Huddles of gypsies selling cheap jumpers, bras and clumps of mistletoe punctuate my passage around the city. They are a very separate people to the other Romanians – men and women are very dark and swarthy. The younger generation are slender but seem to become heavy from their late twenties. Easily menacing eyes follow my passage and I can quite understand why Europeans fear their wider diaspora in Europe. They seem distrustful and one cant help but feel as though you are being priced up. A pretty feral bunch really.

Ample opportunity to study further over a very good lunch in a cafĂ© in one of the large shopping centres. Having walked the best part of 12km across and around the city, just sitting watching the burble of life is fascinating. Youth is pretty much like youth everywhere. The boys here are modeled on Italians in every sense – more hair gel than sense and vary from the Lebanese to the Turk in appearence. The girls seem particularly subservient to their men and respondent to any whim. Their standard of dark eyes and olive complexions breaks occasionally with the passing flashes of green eyes and an almost Scandinavian complexion.


English is widely spoken – at least there’s the impression that it is well received in school as I have seen none of the usual language school flyers. Buying an SD card for my camera, both assistants strike up a coherent conversation. Looking around I can imagine that a language has to be the best investment for a Romanian. Their own language lends itself to an understanding of French or Italian so with the addition of some basic English, I’m sure they can get by just about anywhere. And from the 1st of January 2007, I’m sure they probably will; from holding a paltry 1 million passports 3 years ago, 6 million have been issued in the last year alone.

Stopping off at a rather grand bookshop I get caught by a table strewn with sepia copies of photos of the old days – astrakhan toting dignitaries in their carriages, fierce looking (Kazakis?) on horseback and clusters of awkward village girls in traditional dress. Black and white oilfield scenes remind of a time when oil made its first big boom in these parts in the early years of the 20th century. Today LUKOIL declares flashing neon dominance from every other rooftop. I buy a couple of road maps and would happily head out of Bucharest right now. Browsing through coffee table format tourist books about Romania, one could be forgiven for thinking that their pages were drawn from several countries such is the variety of not only buildings (churches, monasteries, castles and keeps) but landscapes. From the reedy mud flats of the Danube estuary to the snow clad cliffs of the Carpathians to the almost Swiss pastoral views of haystacks and herds. So much to see and Bucharest lacks magnetism. Actually it lacks soul more than anything.

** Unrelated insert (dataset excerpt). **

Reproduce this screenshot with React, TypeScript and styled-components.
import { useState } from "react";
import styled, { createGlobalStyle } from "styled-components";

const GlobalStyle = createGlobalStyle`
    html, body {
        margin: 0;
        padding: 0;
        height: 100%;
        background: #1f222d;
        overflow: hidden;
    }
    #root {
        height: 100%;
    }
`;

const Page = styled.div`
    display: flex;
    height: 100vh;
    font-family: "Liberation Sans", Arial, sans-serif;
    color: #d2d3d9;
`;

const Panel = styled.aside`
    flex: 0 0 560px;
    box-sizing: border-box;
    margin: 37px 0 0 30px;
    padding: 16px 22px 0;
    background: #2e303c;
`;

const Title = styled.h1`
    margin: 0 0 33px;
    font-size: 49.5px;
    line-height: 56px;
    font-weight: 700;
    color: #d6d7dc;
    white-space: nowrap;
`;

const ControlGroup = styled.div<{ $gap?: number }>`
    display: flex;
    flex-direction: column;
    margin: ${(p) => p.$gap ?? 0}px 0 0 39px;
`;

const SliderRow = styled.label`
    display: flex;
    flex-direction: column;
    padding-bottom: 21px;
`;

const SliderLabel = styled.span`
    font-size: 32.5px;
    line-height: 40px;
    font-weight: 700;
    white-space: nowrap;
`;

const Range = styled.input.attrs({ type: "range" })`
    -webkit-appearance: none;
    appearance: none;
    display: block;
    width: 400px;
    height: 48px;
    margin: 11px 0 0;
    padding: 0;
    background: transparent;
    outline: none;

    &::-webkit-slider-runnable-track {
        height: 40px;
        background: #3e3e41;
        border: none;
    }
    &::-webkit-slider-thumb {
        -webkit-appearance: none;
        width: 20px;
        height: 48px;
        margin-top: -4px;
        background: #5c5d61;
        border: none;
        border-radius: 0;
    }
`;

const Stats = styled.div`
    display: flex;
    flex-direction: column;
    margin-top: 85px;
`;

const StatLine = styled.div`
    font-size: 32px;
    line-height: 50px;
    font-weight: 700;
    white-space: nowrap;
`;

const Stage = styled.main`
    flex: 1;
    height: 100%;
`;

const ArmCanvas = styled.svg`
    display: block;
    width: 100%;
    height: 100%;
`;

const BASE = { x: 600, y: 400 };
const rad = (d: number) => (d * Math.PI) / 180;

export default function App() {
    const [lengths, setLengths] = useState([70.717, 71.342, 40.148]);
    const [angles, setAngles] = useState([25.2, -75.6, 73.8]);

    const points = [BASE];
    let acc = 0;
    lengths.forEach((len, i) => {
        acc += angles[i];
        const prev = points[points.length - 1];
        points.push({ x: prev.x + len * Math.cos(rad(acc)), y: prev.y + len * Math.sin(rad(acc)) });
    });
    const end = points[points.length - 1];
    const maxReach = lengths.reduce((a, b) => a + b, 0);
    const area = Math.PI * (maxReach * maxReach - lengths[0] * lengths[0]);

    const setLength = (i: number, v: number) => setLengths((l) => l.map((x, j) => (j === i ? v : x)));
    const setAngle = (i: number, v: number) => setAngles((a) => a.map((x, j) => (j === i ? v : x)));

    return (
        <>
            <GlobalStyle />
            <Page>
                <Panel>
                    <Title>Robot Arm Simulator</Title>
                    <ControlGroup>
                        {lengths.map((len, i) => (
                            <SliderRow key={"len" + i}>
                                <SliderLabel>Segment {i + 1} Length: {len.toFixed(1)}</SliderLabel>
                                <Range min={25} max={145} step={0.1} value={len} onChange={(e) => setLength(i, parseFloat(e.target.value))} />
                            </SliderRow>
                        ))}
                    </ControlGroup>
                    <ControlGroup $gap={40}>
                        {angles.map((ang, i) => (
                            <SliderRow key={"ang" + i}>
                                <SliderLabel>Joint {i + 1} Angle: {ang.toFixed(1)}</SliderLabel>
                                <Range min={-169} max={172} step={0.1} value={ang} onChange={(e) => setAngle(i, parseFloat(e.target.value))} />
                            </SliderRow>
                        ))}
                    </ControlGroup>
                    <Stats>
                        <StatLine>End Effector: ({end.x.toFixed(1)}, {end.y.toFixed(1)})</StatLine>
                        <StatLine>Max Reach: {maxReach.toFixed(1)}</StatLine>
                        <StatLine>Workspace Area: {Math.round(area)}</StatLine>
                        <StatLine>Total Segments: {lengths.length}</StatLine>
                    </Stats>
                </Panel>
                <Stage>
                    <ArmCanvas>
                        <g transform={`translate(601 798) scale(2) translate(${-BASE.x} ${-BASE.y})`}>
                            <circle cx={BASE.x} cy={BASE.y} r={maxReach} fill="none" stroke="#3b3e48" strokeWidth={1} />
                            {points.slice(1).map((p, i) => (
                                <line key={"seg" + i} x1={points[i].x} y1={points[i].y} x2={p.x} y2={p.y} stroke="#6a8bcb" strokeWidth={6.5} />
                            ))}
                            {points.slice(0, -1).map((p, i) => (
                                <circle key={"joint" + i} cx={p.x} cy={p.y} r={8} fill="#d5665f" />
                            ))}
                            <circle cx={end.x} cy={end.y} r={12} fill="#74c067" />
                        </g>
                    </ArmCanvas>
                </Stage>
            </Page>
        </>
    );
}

By now it’s dark on the street and I follow my steps back north towards the hotel. Preparations for tommorrow’s big party have lost none of their tempo. Earlier in the day the city’s narrow streets were echoing to sound checks, break dancers polishing their routines, lighting engineers talking excitedly into their walky-talkies and dangling climbers trying to get huge EU flags to stay stuck to the wall of yet another government building. As night fell the city returned to some semblance of calm only to have the sky slashed by lasers and enormous searchlights. The blue and yellow of an electronic Brussels flash across the heavens. Whole buildings are painted in light and the stage lights blind passersby as the now half frozen and grumpy light engineers add the finishing adjustments to their earlier efforts.